Traffic woes continue for Cathay Pacific in Oct

Combined Cathay Pacific and Cathay Dragon traffic figures for October 2019 showed decreases in the number of passengers carried and the amount of cargo and mail uplifted compared to the same month in 2018, according to Cathay Pacific Airways, as the group braces for significantly lower earnings in the second half of the year.

The sister airlines carried a total of 2,740,830 passengers last month, a drop of 7.1% compared to October 2018. In the first 10 months of 2019, the number of passengers carried grew by 0.5% year-on-year.

The two airlines carried 183,119 tonnes of cargo and mail last month, a drop of 4.9% compared to the same month last year. In the first 10 months of 2019, the tonnage fell by 6.6% as compared to the same period for 2018.

“It continues to be a challenging time for both the Cathay Pacific Group and for Hong Kong,” group chief customer and commercial officer Ronald Lam said.

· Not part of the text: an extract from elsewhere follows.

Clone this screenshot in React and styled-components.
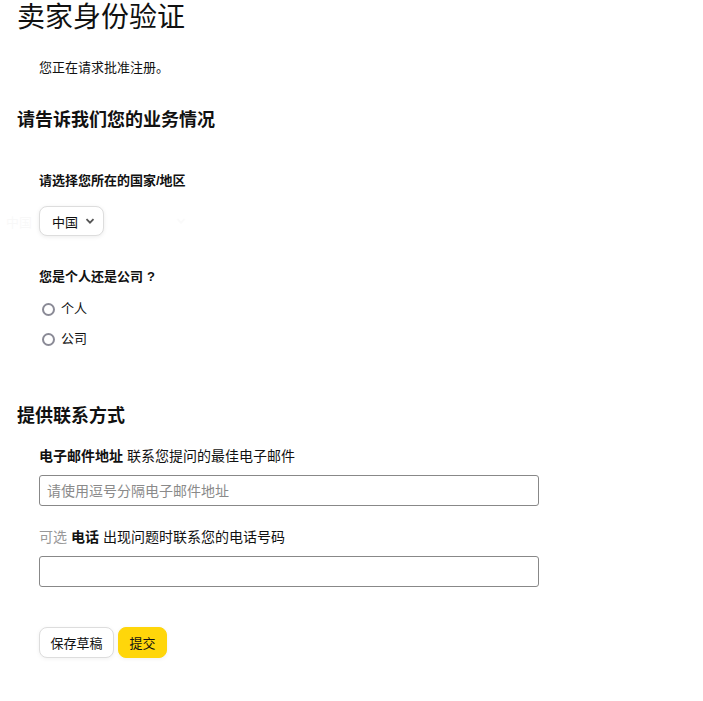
import React from 'react';
import styled, { createGlobalStyle } from 'styled-components';

const Global = createGlobalStyle`
  body {
    margin: 0;
    background: #fff;
    color: #111;
    font-family: "Liberation Sans", "Noto Sans CJK SC", sans-serif;
  }
`;

const Page = styled.div`
  padding: 0 17px 40px;
`;

const Title = styled.h1`
  margin: 0;
  padding-top: 1px;
  font-size: 28px;
  font-weight: 400;
  line-height: 34px;
`;

const Intro = styled.p`
  margin: 23px 0 0 22px;
  font-size: 13px;
  line-height: 20px;
`;

const SectionTitle = styled.h2`
  margin: ${(p) => p.$top}px 0 0;
  font-size: 18px;
  font-weight: 700;
  line-height: 24px;
`;

const Field = styled.div`
  margin: ${(p) => p.$top}px 0 0 22px;
`;

const Label = styled.div`
  font-size: ${(p) => p.$size || 13}px;
  line-height: 20px;
  font-weight: ${(p) => (p.$bold ? 700 : 400)};
  & b { font-weight: 700; }
`;

const Mark = styled.span`
  margin-left: 4px;
`;

const Muted = styled.span`
  color: #999;
  margin-right: 4px;
`;

const SelectWrap = styled.div`
  position: relative;
  margin-top: 15px;
  height: 30px;
`;

const Ghost = styled.div`
  position: absolute;
  left: -39px;
  top: 0;
  width: 200px;
  height: 30px;
  opacity: 0.025;
  display: flex;
  align-items: center;
  justify-content: space-between;
  padding: 0 14px 0 6px;
  box-sizing: border-box;
  font-size: 13px;
`;

const Select = styled.div`
  position: relative;
  display: inline-flex;
  align-items: center;
  gap: 7px;
  height: 30px;
  box-sizing: border-box;
  padding: 0 8px 0 12px;
  border: 1px solid #ddd;
  border-radius: 8px;
  background: #fff;
  box-shadow: 0 1px 4px rgba(0, 0, 0, 0.08);
  font-size: 13px;
`;

const Radios = styled.div`
  margin-top: 12px;
  display: flex;
  flex-direction: column;
  gap: 10px;
`;

const RadioRow = styled.label`
  display: flex;
  align-items: center;
  gap: 6px;
  font-size: 13px;
  line-height: 20px;
`;

const Circle = styled.span`
  width: 13px;
  height: 13px;
  margin-left: 3px;
  box-sizing: border-box;
  border: 2px solid #8a8a96;
  border-radius: 50%;
`;

const Input = styled.input`
  display: block;
  margin-top: 9px;
  width: 500px;
  height: 31px;
  box-sizing: border-box;
  padding: 0 7px;
  border: 1px solid #888;
  border-radius: 3px;
  font-family: inherit;
  font-size: 14px;
  color: #111;
  &::placeholder { color: #8a8a8a; }
`;

const Buttons = styled.div`
  margin: 40px 0 0 22px;
  display: flex;
  gap: 4px;
`;

const Button = styled.button`
  height: 31px;
  padding: 0 10.5px;
  border-radius: 8px;
  font-family: inherit;
  font-size: 13px;
  color: #111;
  border: 1px solid ${(p) => (p.$primary ? '#ffd60a' : '#ddd')};
  background: ${(p) => (p.$primary ? '#ffd60a' : '#fff')};
  box-shadow: 0 1px 4px rgba(0, 0, 0, 0.06);
`;

const Chevron = () => (
  <svg width="10" height="10" viewBox="0 0 10 10">
    <path d="M1.5 3.2 L5 6.7 L8.5 3.2" fill="none" stroke="#555" strokeWidth="1.8" />
  </svg>
);

export default function App() {
  return (
    <Page>
      <Global />
      <Title>卖家身份验证</Title>
      <Intro>您正在请求批准注册。</Intro>

      <SectionTitle $top={30}>请告诉我们您的业务情况</SectionTitle>
      <Field $top={39}>
        <Label $bold>请选择您所在的国家/地区</Label>
        <SelectWrap>
          <Ghost><span>中国</span><Chevron /></Ghost>
          <Select>中国 <Chevron /></Select>
        </SelectWrap>
      </Field>
      <Field $top={31}>
        <Label $bold>您是个人还是公司<Mark>?</Mark></Label>
        <Radios>
          <RadioRow><Circle />个人</RadioRow>
          <RadioRow><Circle />公司</RadioRow>
        </Radios>
      </Field>

      <SectionTitle $top={55}>提供联系方式</SectionTitle>
      <Field $top={18}>
        <Label $size={14}><b>电子邮件地址</b> 联系您提问的最佳电子邮件</Label>
        <Input placeholder="请使用逗号分隔电子邮件地址" />
      </Field>
      <Field $top={21}>
        <Label $size={14}><Muted>可选</Muted><b>电话</b> 出现问题时联系您的电话号码</Label>
        <Input />
      </Field>
      <Buttons>
        <Button>保存草稿</Button>
        <Button $primary>提交</Button>
      </Buttons>
    </Page>
  );
}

“In response to weakened travel sentiment to and from Hong Kong, we have so far reduced our passenger flight capacity against our original schedule by 2-4% between August and October, and 6-7% for November and December.”

In October, demand for travel into Hong Kong remained weak with inbound passenger traffic seeing a year-on-year decline of 35%, consistent with the trend seen in both August and September, Lam added.

The drop in outbound Hong Kong traffic was 13% in October, again similar to the trend over the past two months.

Transit traffic via Hong Kong remained relatively less affected, he continued. “Our passenger load factor dropped by 4 percentage points to 77.6% compared to the same time last year. Apart from reduced traffic volume and load factor, overall passenger yield also continued to be under significant pressure,” Lam added.

“Mainland China routes in particular felt significant pressure with weak travel sentiment to Hong Kong by mainland tourists. Demand for premium class travel was also sluggish with passenger volume seeing a double-digit dip in October, traditionally a peak month for business travel. Japan routes were the star in our network—the Rugby World Cup generated good demand, especially from England and South Africa when both teams advanced to the final.”

Looking ahead, Lam said the group’s advance bookings continue to show weakness in both inbound and outbound Hong Kong traffic for the rest of 2019, partly offset by moderately increased transit passengers via Hong Kong.

“Cargo volume continued to improve as the market entered into its peak season of the year, with demand picking up after the National Day holidays in October,” he added.

This began with an uptick in raw materials and machinery parts into mainland China, followed by encouraging exports from mainland China and Hong Kong, especially into trans-Pacific and European markets. Month-on-month tonnage growth was recorded across all sales territories.

“We anticipate this positive momentum continuing through mid-December,” he said. “However, overall cargo yield remained significantly below that of the same time last year.”

“Overall we foresee a challenging remainder of 2019 for our airlines. We expect our second-half financial results will be significantly below those of our first-half. The short-term outlook remains challenging and uncertain.”

But Lam assured that despite these short-term challenges, “our strong commitment to the long-term development of Hong Kong and our airlines remains the same.”